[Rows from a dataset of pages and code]
☆ ☆ ☆

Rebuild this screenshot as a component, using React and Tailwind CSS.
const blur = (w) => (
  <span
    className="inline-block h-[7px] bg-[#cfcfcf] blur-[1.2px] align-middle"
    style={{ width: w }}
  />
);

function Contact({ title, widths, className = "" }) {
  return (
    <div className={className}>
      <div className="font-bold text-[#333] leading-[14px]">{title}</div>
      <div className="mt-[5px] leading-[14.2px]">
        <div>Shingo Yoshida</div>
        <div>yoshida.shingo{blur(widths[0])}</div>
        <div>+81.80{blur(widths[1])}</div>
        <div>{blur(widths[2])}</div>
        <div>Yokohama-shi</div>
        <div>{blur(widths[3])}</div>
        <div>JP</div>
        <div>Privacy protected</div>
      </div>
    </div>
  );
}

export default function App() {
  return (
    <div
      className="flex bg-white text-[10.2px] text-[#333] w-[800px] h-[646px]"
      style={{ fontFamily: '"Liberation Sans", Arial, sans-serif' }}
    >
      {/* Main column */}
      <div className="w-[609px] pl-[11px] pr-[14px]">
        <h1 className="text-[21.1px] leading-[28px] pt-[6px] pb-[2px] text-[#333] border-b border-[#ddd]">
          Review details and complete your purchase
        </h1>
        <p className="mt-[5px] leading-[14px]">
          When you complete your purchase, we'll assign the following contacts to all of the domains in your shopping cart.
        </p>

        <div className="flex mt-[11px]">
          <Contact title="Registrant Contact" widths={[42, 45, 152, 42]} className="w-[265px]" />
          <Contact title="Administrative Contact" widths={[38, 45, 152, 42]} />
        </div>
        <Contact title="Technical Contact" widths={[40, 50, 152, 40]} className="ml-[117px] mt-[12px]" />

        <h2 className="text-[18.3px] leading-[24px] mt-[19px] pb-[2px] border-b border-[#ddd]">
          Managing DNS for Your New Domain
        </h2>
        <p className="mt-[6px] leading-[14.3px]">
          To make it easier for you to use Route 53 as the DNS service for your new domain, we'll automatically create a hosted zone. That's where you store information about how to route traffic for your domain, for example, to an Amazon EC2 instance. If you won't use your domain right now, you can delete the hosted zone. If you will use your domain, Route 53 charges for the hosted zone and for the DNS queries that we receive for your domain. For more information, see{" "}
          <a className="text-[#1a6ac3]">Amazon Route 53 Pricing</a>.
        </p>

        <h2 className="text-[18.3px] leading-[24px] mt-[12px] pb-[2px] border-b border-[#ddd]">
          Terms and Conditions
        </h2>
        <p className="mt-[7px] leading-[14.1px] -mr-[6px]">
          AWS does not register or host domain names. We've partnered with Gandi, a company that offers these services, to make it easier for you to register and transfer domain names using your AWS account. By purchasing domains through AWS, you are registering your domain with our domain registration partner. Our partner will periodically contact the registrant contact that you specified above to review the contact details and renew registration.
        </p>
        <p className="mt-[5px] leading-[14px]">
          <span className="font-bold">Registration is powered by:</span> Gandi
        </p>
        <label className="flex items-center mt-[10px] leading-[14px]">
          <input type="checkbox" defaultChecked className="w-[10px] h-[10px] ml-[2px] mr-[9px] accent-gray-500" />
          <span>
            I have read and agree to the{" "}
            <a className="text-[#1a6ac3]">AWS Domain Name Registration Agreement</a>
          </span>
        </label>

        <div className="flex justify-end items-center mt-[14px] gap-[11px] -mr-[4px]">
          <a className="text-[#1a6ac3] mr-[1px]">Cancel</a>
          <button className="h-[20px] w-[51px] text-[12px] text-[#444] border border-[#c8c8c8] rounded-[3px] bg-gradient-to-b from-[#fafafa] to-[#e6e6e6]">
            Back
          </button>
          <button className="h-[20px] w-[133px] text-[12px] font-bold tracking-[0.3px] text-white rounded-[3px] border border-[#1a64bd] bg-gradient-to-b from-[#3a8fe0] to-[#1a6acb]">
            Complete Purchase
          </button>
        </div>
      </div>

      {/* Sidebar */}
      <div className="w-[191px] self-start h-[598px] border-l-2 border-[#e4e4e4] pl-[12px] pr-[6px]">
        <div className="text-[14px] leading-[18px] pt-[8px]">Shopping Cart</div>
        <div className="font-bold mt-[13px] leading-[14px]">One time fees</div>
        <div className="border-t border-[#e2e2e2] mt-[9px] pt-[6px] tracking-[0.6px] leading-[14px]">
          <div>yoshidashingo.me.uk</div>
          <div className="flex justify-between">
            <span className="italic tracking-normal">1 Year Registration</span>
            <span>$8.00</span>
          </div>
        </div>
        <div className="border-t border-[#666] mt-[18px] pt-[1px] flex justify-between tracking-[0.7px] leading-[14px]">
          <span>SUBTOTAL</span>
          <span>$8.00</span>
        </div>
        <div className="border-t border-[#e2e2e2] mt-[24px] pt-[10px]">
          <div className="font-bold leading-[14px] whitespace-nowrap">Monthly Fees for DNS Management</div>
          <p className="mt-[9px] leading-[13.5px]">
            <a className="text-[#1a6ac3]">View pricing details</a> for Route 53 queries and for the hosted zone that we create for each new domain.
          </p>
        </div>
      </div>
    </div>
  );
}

☆ ☆ ☆

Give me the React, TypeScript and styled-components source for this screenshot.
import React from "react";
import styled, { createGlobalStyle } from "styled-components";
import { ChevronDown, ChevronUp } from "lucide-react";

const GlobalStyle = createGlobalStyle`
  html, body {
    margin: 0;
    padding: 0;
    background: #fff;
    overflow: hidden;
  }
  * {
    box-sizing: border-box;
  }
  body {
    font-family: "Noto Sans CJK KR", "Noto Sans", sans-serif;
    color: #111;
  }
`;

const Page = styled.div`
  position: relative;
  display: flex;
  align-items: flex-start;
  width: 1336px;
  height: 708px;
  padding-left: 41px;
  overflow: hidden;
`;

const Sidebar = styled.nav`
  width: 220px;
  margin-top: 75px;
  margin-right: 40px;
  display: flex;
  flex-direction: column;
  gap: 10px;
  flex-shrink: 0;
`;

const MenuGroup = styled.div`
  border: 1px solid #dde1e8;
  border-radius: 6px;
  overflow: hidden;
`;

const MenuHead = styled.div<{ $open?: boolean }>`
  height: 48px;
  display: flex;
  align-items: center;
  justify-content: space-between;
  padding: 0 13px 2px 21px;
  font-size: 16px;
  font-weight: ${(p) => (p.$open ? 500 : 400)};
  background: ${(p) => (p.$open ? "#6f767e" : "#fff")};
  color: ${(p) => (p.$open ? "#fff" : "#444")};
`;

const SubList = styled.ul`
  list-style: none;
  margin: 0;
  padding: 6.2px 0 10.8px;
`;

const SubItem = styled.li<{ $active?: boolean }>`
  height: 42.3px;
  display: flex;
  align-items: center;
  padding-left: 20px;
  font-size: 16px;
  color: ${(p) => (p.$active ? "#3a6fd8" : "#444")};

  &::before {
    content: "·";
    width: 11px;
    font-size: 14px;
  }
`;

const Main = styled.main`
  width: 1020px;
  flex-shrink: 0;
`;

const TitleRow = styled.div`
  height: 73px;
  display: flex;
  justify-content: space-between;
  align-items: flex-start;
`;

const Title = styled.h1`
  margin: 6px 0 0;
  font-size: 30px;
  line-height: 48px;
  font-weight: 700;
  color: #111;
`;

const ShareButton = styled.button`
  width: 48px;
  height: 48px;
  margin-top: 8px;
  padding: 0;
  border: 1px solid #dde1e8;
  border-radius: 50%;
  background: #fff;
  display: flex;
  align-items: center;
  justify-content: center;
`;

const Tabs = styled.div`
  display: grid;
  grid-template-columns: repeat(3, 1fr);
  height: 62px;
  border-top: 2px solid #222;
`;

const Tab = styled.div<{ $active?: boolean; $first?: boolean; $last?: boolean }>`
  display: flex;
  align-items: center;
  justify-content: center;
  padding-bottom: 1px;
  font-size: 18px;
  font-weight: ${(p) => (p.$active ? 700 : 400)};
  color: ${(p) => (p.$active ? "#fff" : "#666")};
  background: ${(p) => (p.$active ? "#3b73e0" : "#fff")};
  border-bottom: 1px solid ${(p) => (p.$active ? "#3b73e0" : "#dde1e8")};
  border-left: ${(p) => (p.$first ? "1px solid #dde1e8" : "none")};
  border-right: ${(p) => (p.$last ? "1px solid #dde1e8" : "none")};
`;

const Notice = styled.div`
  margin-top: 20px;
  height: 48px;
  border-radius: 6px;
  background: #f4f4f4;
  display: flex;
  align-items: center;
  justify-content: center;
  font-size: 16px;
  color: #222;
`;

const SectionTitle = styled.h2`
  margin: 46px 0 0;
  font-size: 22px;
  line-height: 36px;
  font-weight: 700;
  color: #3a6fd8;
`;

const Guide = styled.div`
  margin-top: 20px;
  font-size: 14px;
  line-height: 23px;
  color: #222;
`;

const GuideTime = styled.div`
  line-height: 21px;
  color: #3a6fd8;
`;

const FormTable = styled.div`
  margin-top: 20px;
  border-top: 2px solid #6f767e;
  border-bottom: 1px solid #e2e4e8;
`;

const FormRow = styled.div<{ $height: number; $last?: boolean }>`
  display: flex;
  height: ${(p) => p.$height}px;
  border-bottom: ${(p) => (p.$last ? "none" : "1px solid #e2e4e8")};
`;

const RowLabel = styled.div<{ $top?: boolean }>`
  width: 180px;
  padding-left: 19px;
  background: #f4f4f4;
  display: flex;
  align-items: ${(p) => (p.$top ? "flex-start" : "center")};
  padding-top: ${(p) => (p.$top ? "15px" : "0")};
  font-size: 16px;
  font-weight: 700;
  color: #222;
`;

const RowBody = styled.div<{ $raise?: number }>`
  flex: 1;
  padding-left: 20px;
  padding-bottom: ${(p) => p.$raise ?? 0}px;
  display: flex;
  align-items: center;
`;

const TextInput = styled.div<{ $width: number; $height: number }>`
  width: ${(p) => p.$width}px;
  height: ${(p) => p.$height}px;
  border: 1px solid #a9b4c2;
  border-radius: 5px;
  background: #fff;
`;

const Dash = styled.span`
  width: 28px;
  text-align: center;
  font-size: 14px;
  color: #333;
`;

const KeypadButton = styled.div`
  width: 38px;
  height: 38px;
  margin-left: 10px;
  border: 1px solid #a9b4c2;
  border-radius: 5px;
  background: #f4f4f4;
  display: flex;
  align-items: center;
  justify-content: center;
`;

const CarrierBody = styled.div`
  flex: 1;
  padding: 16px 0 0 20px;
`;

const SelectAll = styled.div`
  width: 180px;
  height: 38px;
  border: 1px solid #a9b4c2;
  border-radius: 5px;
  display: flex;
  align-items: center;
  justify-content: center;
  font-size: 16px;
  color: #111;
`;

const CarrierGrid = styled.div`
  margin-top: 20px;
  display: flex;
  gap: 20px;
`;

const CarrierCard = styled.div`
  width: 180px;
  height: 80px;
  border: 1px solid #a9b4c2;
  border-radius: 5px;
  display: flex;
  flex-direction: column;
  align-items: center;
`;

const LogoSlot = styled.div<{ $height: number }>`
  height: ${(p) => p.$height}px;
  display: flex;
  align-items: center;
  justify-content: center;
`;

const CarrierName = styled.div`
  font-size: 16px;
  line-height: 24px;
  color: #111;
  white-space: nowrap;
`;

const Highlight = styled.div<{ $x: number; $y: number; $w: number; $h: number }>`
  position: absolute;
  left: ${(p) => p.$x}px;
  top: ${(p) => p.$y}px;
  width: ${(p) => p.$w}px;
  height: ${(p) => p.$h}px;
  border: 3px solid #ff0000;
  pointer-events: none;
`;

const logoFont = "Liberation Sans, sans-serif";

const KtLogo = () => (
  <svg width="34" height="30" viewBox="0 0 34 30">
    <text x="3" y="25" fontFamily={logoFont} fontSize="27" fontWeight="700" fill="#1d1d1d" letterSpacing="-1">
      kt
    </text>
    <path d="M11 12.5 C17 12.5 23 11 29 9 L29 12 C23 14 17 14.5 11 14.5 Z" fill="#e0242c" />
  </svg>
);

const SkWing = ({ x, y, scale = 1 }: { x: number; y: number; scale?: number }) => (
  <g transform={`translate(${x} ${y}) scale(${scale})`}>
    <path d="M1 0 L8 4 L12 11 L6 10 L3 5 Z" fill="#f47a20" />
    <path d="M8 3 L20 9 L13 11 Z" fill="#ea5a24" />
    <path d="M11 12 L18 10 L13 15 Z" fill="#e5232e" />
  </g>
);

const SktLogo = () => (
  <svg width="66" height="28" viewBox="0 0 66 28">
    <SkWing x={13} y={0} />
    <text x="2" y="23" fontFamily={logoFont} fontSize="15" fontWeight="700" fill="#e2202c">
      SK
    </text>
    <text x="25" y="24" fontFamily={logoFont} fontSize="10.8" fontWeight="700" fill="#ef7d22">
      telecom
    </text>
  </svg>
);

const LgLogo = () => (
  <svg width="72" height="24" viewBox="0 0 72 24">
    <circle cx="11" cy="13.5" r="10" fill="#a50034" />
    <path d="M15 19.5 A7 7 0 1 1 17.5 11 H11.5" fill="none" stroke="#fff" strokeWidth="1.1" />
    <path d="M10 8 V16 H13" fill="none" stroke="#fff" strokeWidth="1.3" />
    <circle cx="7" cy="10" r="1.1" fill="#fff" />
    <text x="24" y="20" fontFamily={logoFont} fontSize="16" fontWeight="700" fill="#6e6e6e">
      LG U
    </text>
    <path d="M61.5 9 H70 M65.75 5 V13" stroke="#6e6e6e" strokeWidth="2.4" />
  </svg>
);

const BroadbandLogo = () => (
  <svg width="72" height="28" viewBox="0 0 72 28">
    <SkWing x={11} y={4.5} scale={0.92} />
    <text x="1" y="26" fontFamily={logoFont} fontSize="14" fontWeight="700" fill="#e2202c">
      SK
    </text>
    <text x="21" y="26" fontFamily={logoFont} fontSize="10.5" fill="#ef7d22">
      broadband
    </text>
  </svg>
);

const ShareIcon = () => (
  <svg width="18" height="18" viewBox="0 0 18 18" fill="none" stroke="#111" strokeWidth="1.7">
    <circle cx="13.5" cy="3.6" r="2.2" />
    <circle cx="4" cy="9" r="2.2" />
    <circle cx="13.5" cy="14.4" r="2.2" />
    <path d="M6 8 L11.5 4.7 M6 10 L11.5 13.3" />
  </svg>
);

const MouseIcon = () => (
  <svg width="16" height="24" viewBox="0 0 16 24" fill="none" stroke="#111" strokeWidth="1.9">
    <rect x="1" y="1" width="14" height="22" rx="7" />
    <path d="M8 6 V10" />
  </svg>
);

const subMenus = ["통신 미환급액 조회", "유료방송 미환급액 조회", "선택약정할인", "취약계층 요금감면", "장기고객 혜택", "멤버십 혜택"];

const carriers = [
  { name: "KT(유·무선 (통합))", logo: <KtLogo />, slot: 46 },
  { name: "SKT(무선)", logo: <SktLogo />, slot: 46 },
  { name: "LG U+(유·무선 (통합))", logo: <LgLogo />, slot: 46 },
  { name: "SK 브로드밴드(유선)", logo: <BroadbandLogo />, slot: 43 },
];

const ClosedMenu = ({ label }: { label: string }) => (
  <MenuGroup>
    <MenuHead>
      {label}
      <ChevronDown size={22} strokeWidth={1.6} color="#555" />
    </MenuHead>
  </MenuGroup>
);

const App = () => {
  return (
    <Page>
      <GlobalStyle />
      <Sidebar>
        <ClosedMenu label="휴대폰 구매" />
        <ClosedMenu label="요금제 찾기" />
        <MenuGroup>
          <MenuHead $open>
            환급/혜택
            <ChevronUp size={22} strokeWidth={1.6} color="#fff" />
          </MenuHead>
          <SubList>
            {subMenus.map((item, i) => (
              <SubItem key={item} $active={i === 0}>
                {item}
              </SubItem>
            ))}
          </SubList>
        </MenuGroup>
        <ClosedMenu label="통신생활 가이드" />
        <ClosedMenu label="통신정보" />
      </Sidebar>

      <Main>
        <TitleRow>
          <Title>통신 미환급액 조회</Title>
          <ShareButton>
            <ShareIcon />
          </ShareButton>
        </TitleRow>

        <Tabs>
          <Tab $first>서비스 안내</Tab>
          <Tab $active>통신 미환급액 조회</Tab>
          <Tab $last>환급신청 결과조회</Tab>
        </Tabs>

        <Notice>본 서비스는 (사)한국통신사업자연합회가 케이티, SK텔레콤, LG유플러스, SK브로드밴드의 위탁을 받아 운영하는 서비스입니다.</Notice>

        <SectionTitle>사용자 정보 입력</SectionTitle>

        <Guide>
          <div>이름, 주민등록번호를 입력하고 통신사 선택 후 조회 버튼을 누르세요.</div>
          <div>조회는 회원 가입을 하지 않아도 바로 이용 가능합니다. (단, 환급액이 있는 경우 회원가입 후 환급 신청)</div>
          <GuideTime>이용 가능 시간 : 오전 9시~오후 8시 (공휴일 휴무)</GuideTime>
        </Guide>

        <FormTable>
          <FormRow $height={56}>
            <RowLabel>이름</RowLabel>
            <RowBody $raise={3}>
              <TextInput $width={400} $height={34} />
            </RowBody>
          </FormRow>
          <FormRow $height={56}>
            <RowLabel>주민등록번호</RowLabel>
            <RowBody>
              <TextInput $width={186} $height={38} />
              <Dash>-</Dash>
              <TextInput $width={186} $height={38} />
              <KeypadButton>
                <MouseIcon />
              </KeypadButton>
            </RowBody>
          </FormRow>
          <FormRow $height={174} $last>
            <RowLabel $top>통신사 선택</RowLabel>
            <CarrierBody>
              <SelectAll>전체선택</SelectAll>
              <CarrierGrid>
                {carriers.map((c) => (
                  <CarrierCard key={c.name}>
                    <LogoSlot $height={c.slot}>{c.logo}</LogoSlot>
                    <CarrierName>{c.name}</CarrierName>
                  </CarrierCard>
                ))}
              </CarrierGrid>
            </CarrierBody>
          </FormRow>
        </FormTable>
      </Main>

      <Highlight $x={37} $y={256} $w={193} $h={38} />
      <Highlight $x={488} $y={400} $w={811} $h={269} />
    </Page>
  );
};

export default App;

☆ ☆ ☆

▸ **What is asked**
List all lines above in which the string "this" appears.

▸ **Written response**
Rebuild this screenshot as a component, using React and Tailwind CSS.
Give me the React, TypeScript and styled-components source for this screenshot.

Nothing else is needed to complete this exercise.